Below are the steps I followed to limit the data size of the response:

  • Sets the maxBatchSizeBytes value, which determines the maximum size for a batch of documents.

  • Performs a SQL query to retrieve all documents from the container and saves them to documents.

  • Initializes variables to manage the batch processing of documents (currentBatch, currentBatchSizeBytes, and batchIndex).

  • The GetDocumentSize method is used to iteratively determine each document's size as it goes through the retrieved documents.

  • It checks if adding the document to the current batch would exceed the maxBatchSizeBytes.
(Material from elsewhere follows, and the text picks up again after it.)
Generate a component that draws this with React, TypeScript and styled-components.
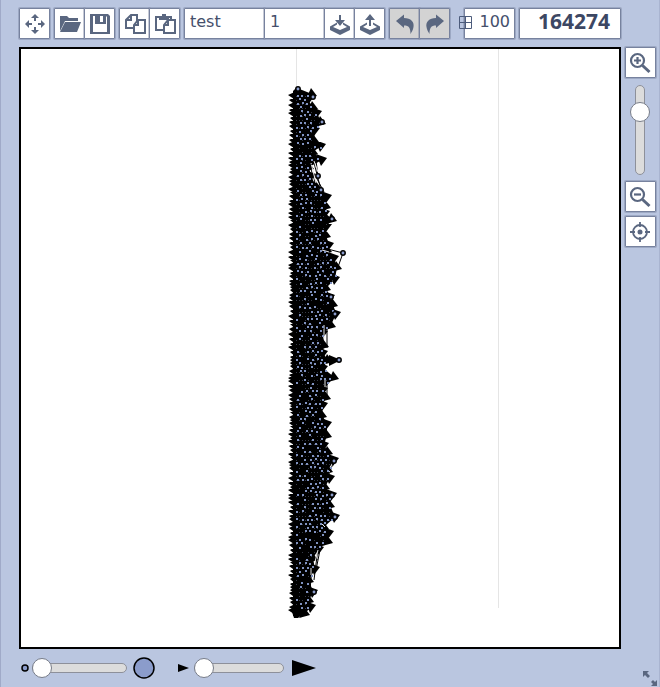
import React, { useState } from "react";
import styled, { createGlobalStyle } from "styled-components";

const ink = "#5a6780";

const GlobalStyle = createGlobalStyle`
  * { box-sizing: border-box; }
  body { margin: 0; background: #bac6e0; }
  button, input { font-family: "DejaVu Sans", Verdana, sans-serif; }
`;

const Editor = styled.main`
  min-height: 100vh;
  display: flex;
  flex-direction: column;
  padding-left: 18px;
  background: #bac6e0;
  border-left: 1px solid #a0aac8;
  border-right: 1px solid #a9b4d0;
`;

const Toolbar = styled.header`
  display: flex;
  gap: 4px;
  padding: 8px 38px 8px 0;
`;

const Group = styled.div`
  display: flex;
  > * + * { margin-left: -1px; }
`;

const edge = `
  height: 31px;
  border: 1px solid #77829e;
  border-radius: 1px;
  box-shadow: 0 0 0 1px rgba(112, 123, 152, 0.4);
  background: #fff;
`;

const IconButton = styled.button`
  ${edge}
  width: 31px;
  flex: none;
  padding: 0;
  display: grid;
  place-items: center;
  color: ${ink};
  cursor: pointer;
  &:disabled { background: #d3d3d3; cursor: default; }
`;

const Field = styled.input<{ $width: number }>`
  ${edge}
  width: ${(p) => p.$width}px;
  padding: 0 5px 4px;
  font-size: 16px;
  color: #454f6b;
  outline: none;
`;

const GridField = styled.label`
  ${edge}
  position: relative;
  width: 51px;
  margin-left: 10px;
  display: flex;
  input {
    width: 100%;
    border: 0;
    padding: 0 4px 4px 0;
    text-align: right;
    font-size: 16px;
    color: #454f6b;
    background: transparent;
    outline: none;
  }
  svg { position: absolute; left: -6px; top: 7px; }
`;

const Score = styled.output`
  ${edge}
  flex: 1;
  padding-right: 10px;
  text-align: right;
  font: bold 21px/24px "Noto Sans", "Open Sans", sans-serif;
  color: #3c4763;
`;

const Workspace = styled.div`
  display: flex;
  align-items: flex-start;
`;

const Board = styled.div`
  flex: 1;
  min-width: 0;
  border: 2px solid #000;
  background: #fff;
  svg { display: block; width: 100%; }
`;

const Side = styled.aside`
  width: 38px;
  display: flex;
  flex-direction: column;
  align-items: center;
  gap: 4px;
`;

const Range = styled.input<{ $length: number; $vertical?: boolean }>`
  appearance: none;
  margin: ${(p) => (p.$vertical ? "3px 0 2px" : "0 3px 0 0")};
  width: ${(p) => (p.$vertical ? 20 : p.$length)}px;
  height: ${(p) => (p.$vertical ? p.$length : 20)}px;
  background: transparent;
  ${(p) => p.$vertical && "writing-mode: vertical-lr; direction: rtl;"}
  &::-webkit-slider-runnable-track {
    ${(p) => (p.$vertical ? "width: 10px; height: 100%;" : "height: 10px; width: 100%;")}
    border: 1px solid #8d909a;
    border-radius: 5px;
    background: #dcdcdc;
  }
  &::-webkit-slider-thumb {
    appearance: none;
    width: 20px;
    height: 20px;
    margin: ${(p) => (p.$vertical ? "0 -6px" : "-6px -1px")};
    border: 1px solid #777c88;
    border-radius: 50%;
    background: #fff;
  }
`;

const Footer = styled.footer`
  flex: 1;
  display: flex;
  align-items: flex-start;
  padding-top: 7px;
`;

const Sizes = styled.div<{ $before: number; $gap: number }>`
  display: flex;
  align-items: center;
  height: 24px;
  margin-left: ${(p) => p.$before}px;
  gap: ${(p) => p.$gap}px;
  svg { flex: none; }
`;

const ResizeButton = styled.button`
  margin-left: auto;
  align-self: flex-end;
  width: 18px;
  height: 18px;
  padding: 0;
  border: 0;
  background: none;
  color: ${ink};
`;

const Icon = ({ children }: { children: React.ReactNode }) => (
  <svg width="24" height="24" viewBox="0 0 24 24" fill="currentColor" aria-hidden="true">{children}</svg>
);

const tray = (
  <path fillRule="evenodd" d="M9 10.500L2 14.500V18l10 5 10-5v-3.500l-7-4v2l4 2.500-7 3-7-3 4-2.500z" />
);

const icons = {
  move: <path d="M12 2l4 4h-3v3h-2V6H8zM12 22l-4-4h3v-3h2v3h3zM2 12l4-4v3h3v2H6v3zM22 12l-4 4v-3h-3v-2h3V8z" />,
  open: <><path d="M2 4h7l2 2h9v3H7L2 19z" /><path d="M7 10h16l-4 10H2z" /></>,
  save: <path fillRule="evenodd" d="M2 2h18l2 2v18H2zM5 5v15h14V5l-1-1v8H7V4H5zM12 4v6h3V4z" />,
  copy: (
    <g fill="#fff" stroke="currentColor" strokeWidth="2">
      <path d="M8 3h6v13H3V8z" />
      <path d="M8 3v5H3" fill="none" />
      <path d="M15 8h7v13H11v-8z" />
      <path d="M15 8v5h-4" fill="none" />
    </g>
  ),
  paste: (
    <g fill="#fff" stroke="currentColor" strokeWidth="2">
      <path d="M3 5h15v13H3z" />
      <path d="M6 4h3V2h4v2h3v4H6z" fill="currentColor" stroke="none" />
      <path d="M15 8h7v13H11v-8z" />
      <path d="M15 8v5h-4" fill="none" />
    </g>
  ),
  load: <><path d="M11 3h2v5h4l-5 6-5-6h4z" />{tray}</>,
  unload: <><path d="M12 2l5 6h-4v6h-2V8H7z" />{tray}</>,
  undo: <path d="M3 9L11 2.500V6c7 .2 10.500 4 9.500 9-.3 3-2 5-3 7 0-6-1.500-8.500-6.500-8.500V16z" />,
  redo: <path d="M21 9L13 2.500V6C6 6.200 2.500 10 3.500 15c.3 3 2 5 3 7 0-6 1.500-8.500 6.500-8.500V16z" />,
  target: (
    <g fill="none" stroke="currentColor" strokeWidth="1.800">
      <circle cx="12" cy="12" r="7" />
      <path d="M12 2v5M12 17v5M2 12h5M17 12h5" />
      <circle cx="12" cy="12" r="2.500" fill="currentColor" stroke="none" />
    </g>
  ),
};

const Magnifier = ({ plus }: { plus?: boolean }) => (
  <Icon>
    <g fill="none" stroke="currentColor">
      <circle cx="9.500" cy="9.500" r="6.500" strokeWidth="2.200" />
      <path d={plus ? "M6 9.500h7M9.500 6v7" : "M6 9.500h7"} strokeWidth="2.200" />
      <path d="M14.500 14.500l7 6.500" strokeWidth="3" />
    </g>
  </Icon>
);

/* Outermost x of the graph at each y. */
const outline: [number, number][] = [
  [88, 301], [94, 316], [100, 312], [107, 317], [113, 321], [122, 325], [130, 319], [140, 318],
  [146, 325], [152, 317], [160, 326], [167, 313], [176, 315], [186, 320], [197, 331], [206, 330],
  [213, 329], [219, 336], [226, 331], [235, 330], [245, 333], [250, 331], [258, 338], [267, 341],
  [279, 339], [288, 330], [297, 334], [304, 337], [314, 340], [325, 335], [333, 327], [345, 328],
  [353, 327], [360, 332], [368, 327], [377, 338], [390, 327], [397, 330], [405, 327], [415, 326],
  [424, 331], [435, 331], [445, 328], [452, 332], [460, 338], [470, 332], [478, 334], [487, 329],
  [495, 336], [505, 334], [517, 339], [527, 328], [533, 333], [541, 332], [549, 323], [558, 317],
  [569, 319], [580, 313], [592, 317], [600, 313], [607, 315], [613, 309],
];

const edgeAt = (y: number) => {
  for (let i = 1; i < outline.length; i++) {
    const [y0, x0] = outline[i - 1];
    const [y1, x1] = outline[i];
    if (y <= y1) return x0 + ((x1 - x0) * (y - y0)) / (y1 - y0);
  }
  return 309;
};

const makeRandom = (seed: number) => () => {
  seed = (seed * 1664525 + 1013904223) % 4294967296;
  return seed / 4294967296;
};

const buildGraph = () => {
  const random = makeRandom(7);
  let body = "M293 91L296 88";
  outline.forEach(([y, x]) => { body += `L${x - 4} ${y}`; });
  body += "L307 616L293 616Z";
  let arrows = "";
  for (let y = 96; y < 612; y += 3 + Math.floor(random() * 3)) {
    const reach = 288 + Math.floor(random() * 3);
    arrows += `M${reach} ${y - 1}L297 ${y - 5}V${y + 5}Z`;
  }
  outline.slice(1).forEach(([y, x], i) => {
    arrows += i % 2
      ? `M${x + 1} ${y - 2}L${x - 10} ${y - 6}L${x - 5} ${y + 6}Z`
      : `M${x + 1} ${y + 2}L${x - 5} ${y - 6}L${x - 10} ${y + 5}Z`;
  });
  const nodes: [number, number][] = [];
  const links: [number, number][] = [];
  for (let y = 94; y < 610; y += 4) {
    const limit = edgeAt(y) - 5;
    for (let x = 296 + (y % 8 === 6 ? 0 : 3); x < limit; x += 5) {
      if (random() < 0.62) nodes.push([x + Math.floor(random() * 2), y + Math.floor(random() * 2)]);
    }
    for (let x = 296; x < limit - 2; x += 3) {
      if (random() < 0.5) links.push([x, y + 2]);
    }
  }
  return { body, arrows, nodes, links };
};

const graph = buildGraph();
const outerNodes = [
  [298, 89], [313, 97], [322, 122], [318, 176], [332, 219], [343, 253], [335, 314],
  [339, 360], [331, 297], [334, 461], [332, 495], [335, 517], [314, 592], [321, 190],
];

const Graph = () => (
  <svg viewBox="21 49 598 598" role="img" aria-label="Network drawing">
    <path d="M296.500 49V608M498.500 49V608" stroke="#e5e5e5" fill="none" />
    <path d="M312 155L321 190M315 153L318 176M316 177L324 192M308 160L317 188M320 247L343 253L338 267M327 328V348M327 375V395M323 360L339 360M319 518L328 530M318 548L314 580M321 545L316 570M313 556L310 590M329 474L334 461" stroke="#000" fill="none" />
    <path d={graph.body} />
    <path d={graph.arrows} />
    <path d="M329 355L341 360L329 366ZM291 609L309 609L298 618H294Z" />
    <path d="M311 163L316 183M314 161L318 172M324 325V338M325 378V387M321 523L325 527M318 550L315 562M311 568V575M322 250L329 252M327 470L330 472" stroke="#e7e7e7" fill="none" />
    {graph.links.map(([x, y], i) => <rect key={i} x={x} y={y} width="1" height="1" fill="#363b48" />)}
    {graph.nodes.map(([x, y], i) => <rect key={i} x={x} y={y} width="2" height="2" fill="#7f91bf" />)}
    {outerNodes.map(([x, y]) => <circle key={y} cx={x} cy={y} r="2.200" fill="#8b9ccb" stroke="#000" strokeWidth="1.500" />)}
  </svg>
);

export default function App() {
  const [name, setName] = useState("test");
  const [index, setIndex] = useState("1");
  const [grid, setGrid] = useState("100");

  return (
    <>
      <GlobalStyle />
      <Editor>
        <Toolbar>
          <Group><IconButton aria-label="Move"><Icon>{icons.move}</Icon></IconButton></Group>
          <Group>
            <IconButton aria-label="Open"><Icon>{icons.open}</Icon></IconButton>
            <IconButton aria-label="Save"><Icon>{icons.save}</Icon></IconButton>
          </Group>
          <Group>
            <IconButton aria-label="Copy"><Icon>{icons.copy}</Icon></IconButton>
            <IconButton aria-label="Paste"><Icon>{icons.paste}</Icon></IconButton>
          </Group>
          <Group>
            <Field $width={81} aria-label="Name" value={name} onChange={(e) => setName(e.target.value)} />
            <Field $width={61} aria-label="Index" value={index} onChange={(e) => setIndex(e.target.value)} />
            <IconButton aria-label="Load"><Icon>{icons.load}</Icon></IconButton>
            <IconButton aria-label="Unload"><Icon>{icons.unload}</Icon></IconButton>
          </Group>
          <Group>
            <IconButton aria-label="Undo" disabled><Icon>{icons.undo}</Icon></IconButton>
            <IconButton aria-label="Redo" disabled><Icon>{icons.redo}</Icon></IconButton>
          </Group>
          <GridField>
            <svg width="13" height="13" viewBox="0 0 13 13" fill="none" stroke="#4d5c7c" aria-hidden="true">
              <path d="M.5 .5h12v12H.5zM6.500 .5v12M.5 6.500h12" />
            </svg>
            <input aria-label="Grid size" value={grid} onChange={(e) => setGrid(e.target.value)} />
          </GridField>
          <Score>164274</Score>
        </Toolbar>
        <Workspace>
          <Board><Graph /></Board>
          <Side>
            <IconButton aria-label="Zoom in"><Magnifier plus /></IconButton>
            <Range type="range" aria-label="Zoom" $length={90} $vertical defaultValue={76} />
            <IconButton aria-label="Zoom out"><Magnifier /></IconButton>
            <IconButton aria-label="Center"><Icon>{icons.target}</Icon></IconButton>
          </Side>
        </Workspace>
        <Footer>
          <Sizes $before={2} $gap={3}>
            <svg width="8" height="8"><circle cx="4" cy="4" r="3" fill="#8b9ccb" stroke="#000" strokeWidth="1.500" /></svg>
            <Range type="range" aria-label="Node size" $length={95} defaultValue={0} />
            <svg width="22" height="22"><circle cx="11" cy="11" r="10" fill="#8b9ccb" stroke="#000" strokeWidth="1.500" /></svg>
          </Sizes>
          <Sizes $before={23} $gap={5}>
            <svg width="11" height="8"><path d="M0 0L11 4L0 8z" /></svg>
            <Range type="range" aria-label="Arrow size" $length={90} defaultValue={0} />
            <svg width="24" height="16"><path d="M0 0L24 8L0 16z" /></svg>
          </Sizes>
          <ResizeButton aria-label="Resize">
            <svg width="18" height="18" viewBox="0 0 18 18" fill="currentColor" aria-hidden="true">
              <path d="M2 2h6L6 4l3 3-2 2-3-3-2 2zM16 17h-6l2-2-2-2 2-2 2 2 2-2z" />
            </svg>
          </ResizeButton>
        </Footer>
      </Editor>
    </>
  );
}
If not, it adds the document to the batch; otherwise, it processes the current batch and breaks out of the loop.

  • GetDocumentSize method calculates the size of a MyDocument object in bytes.

Below Is the whole data present In DB:

Batch 1, Total Size: 96 bytes:
ID: 1, Name: John Doe
ID: 2, Name: Jane Smith
ID: 3, Name: Alice Johnson
ID: 4, Name: Pavan
ID: 5, Name: Pavan Balaji

Batch 2, Total Size: 76 bytes:
ID: 6, Name: Balaji
ID: 7, Name: Sai
ID: 8, Name: Venkatesh
ID: 9, Name: Sai Venkatesh
ID: 10, Name: Likitha

Below code Is used to limit the data size:

public class MyDocument
{
    public string Id { get; set; }
    public string Name { get; set; }
}

class Program
{
    private static readonly string EndpointUri = "******";
    private static readonly string PrimaryKey = "******";
    private static readonly string DatabaseId = "testDb";
    private static readonly string ContainerId = "testCont";

    static async Task Main(string[] args)
    {
        var cosmosClient = new CosmosClient(EndpointUri, PrimaryKey);
        var database = cosmosClient.GetDatabase(DatabaseId);
        var container = database.GetContainer(ContainerId);

        try
        {
            var maxBatchSizeBytes = 97;
            
            var query = new QueryDefinition("SELECT * FROM c");
            var iterator = container.GetItemQueryIterator<MyDocument>(query);
            var documents = new List<MyDocument>();

            while (iterator.HasMoreResults)
            {
                var response = await iterator.ReadNextAsync();
                documents.AddRange(response);
            }

            var currentBatch = new List<MyDocument>();
            long currentBatchSizeBytes = 0;
            var batchIndex = 0;

            foreach (var document in documents)
            {
                long documentSizeBytes = GetDocumentSize(document);

                if (currentBatchSizeBytes + documentSizeBytes <= maxBatchSizeBytes)
                {
                    currentBatch.Add(document);
                    currentBatchSizeBytes += documentSizeBytes;
                }
                else
                {
                    batchIndex++;
                    Console.WriteLine($"Batch {batchIndex}, Total Size: {currentBatchSizeBytes} bytes:");
                    PrintBatch(currentBatch);
                    break;
                }
            }
        }
        catch (CosmosException ex)
        {
            Console.WriteLine($"Cosmos DB Exception: {ex}");
        }
        catch (Exception ex)
        {
            Console.WriteLine($"An error occurred: {ex}");
        }
    }

    static long GetDocumentSize(MyDocument document)
    {
        return document.Name.Length * sizeof(char);
    }

    static void PrintBatch(IEnumerable<MyDocument> batch)
    {
        foreach (var document in batch)
        {
            Console.WriteLine($"ID: {document.Id}, Name: {document.Name}");
        }
    }
}

Output:

Batch 1, Total Size: 96 bytes:
ID: 1, Name: John Doe
ID: 2, Name: Jane Smith
ID: 3, Name: Alice Johnson
ID: 4, Name: Pavan
ID: 5, Name: Pavan Balaji
  • After processing, only 96 bytes of the original 172 bytes of data were printed.